Despite health problems and an intellectual climate that became ever more hostile to serious historical research into the history of the October Revolution, Rabinowitch continued work on his fourth and final volume, The Bolsheviks Survive. The WSWS will soon publish a more extensive review of this important work. 

With his determination to continue and deepen his important historical research, Rabinowitch demonstrated an admirable degree of intellectual and moral integrity. Like the best historians of his generation, he was motivated by the conviction that history is a science and that the historian’s principal task is the establishment of historical truth for the sake of the development of society. Underlying this work was a deeply felt concern with the fate of humanity and social progress.

He would not have been able to conduct this work without the immense support of his wife of over 64 years, Janet Rabinowitch. An accomplished and renowned academic editor who had also been trained in Russian studies, Janet Rabinowitch assisted and encouraged his work at every step, both on a personal and a professional level. 

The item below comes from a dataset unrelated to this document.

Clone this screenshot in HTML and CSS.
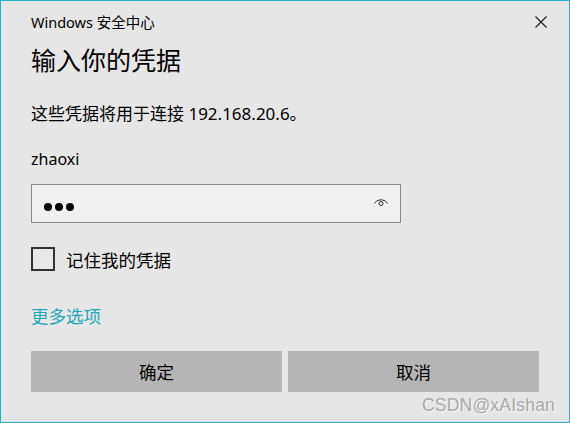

Rabinowitch’s death is a genuine loss to the historical profession and all those committed to historical truth. It speaks to the climate of reaction that prevailed after 1991 that no comparable figure emerged from later generations of historians.

Nevertheless, his work has left a significant imprint. He was widely respected among scholars and readers across several continents. Among those mourning his death on social media were, in particular, a younger generation of historians, including from Russia, whose approach to history has been significantly shaped and inspired by his works. 

The remarkable body of historical research he produced remains an indispensable foundation for any serious study of the Russian Revolution and the civil war. As new generations of workers, principled intellectuals and young people are radicalized by the cascading crises of capitalism and an emerging global war, the intellectual appeal and political significance of his work will only grow.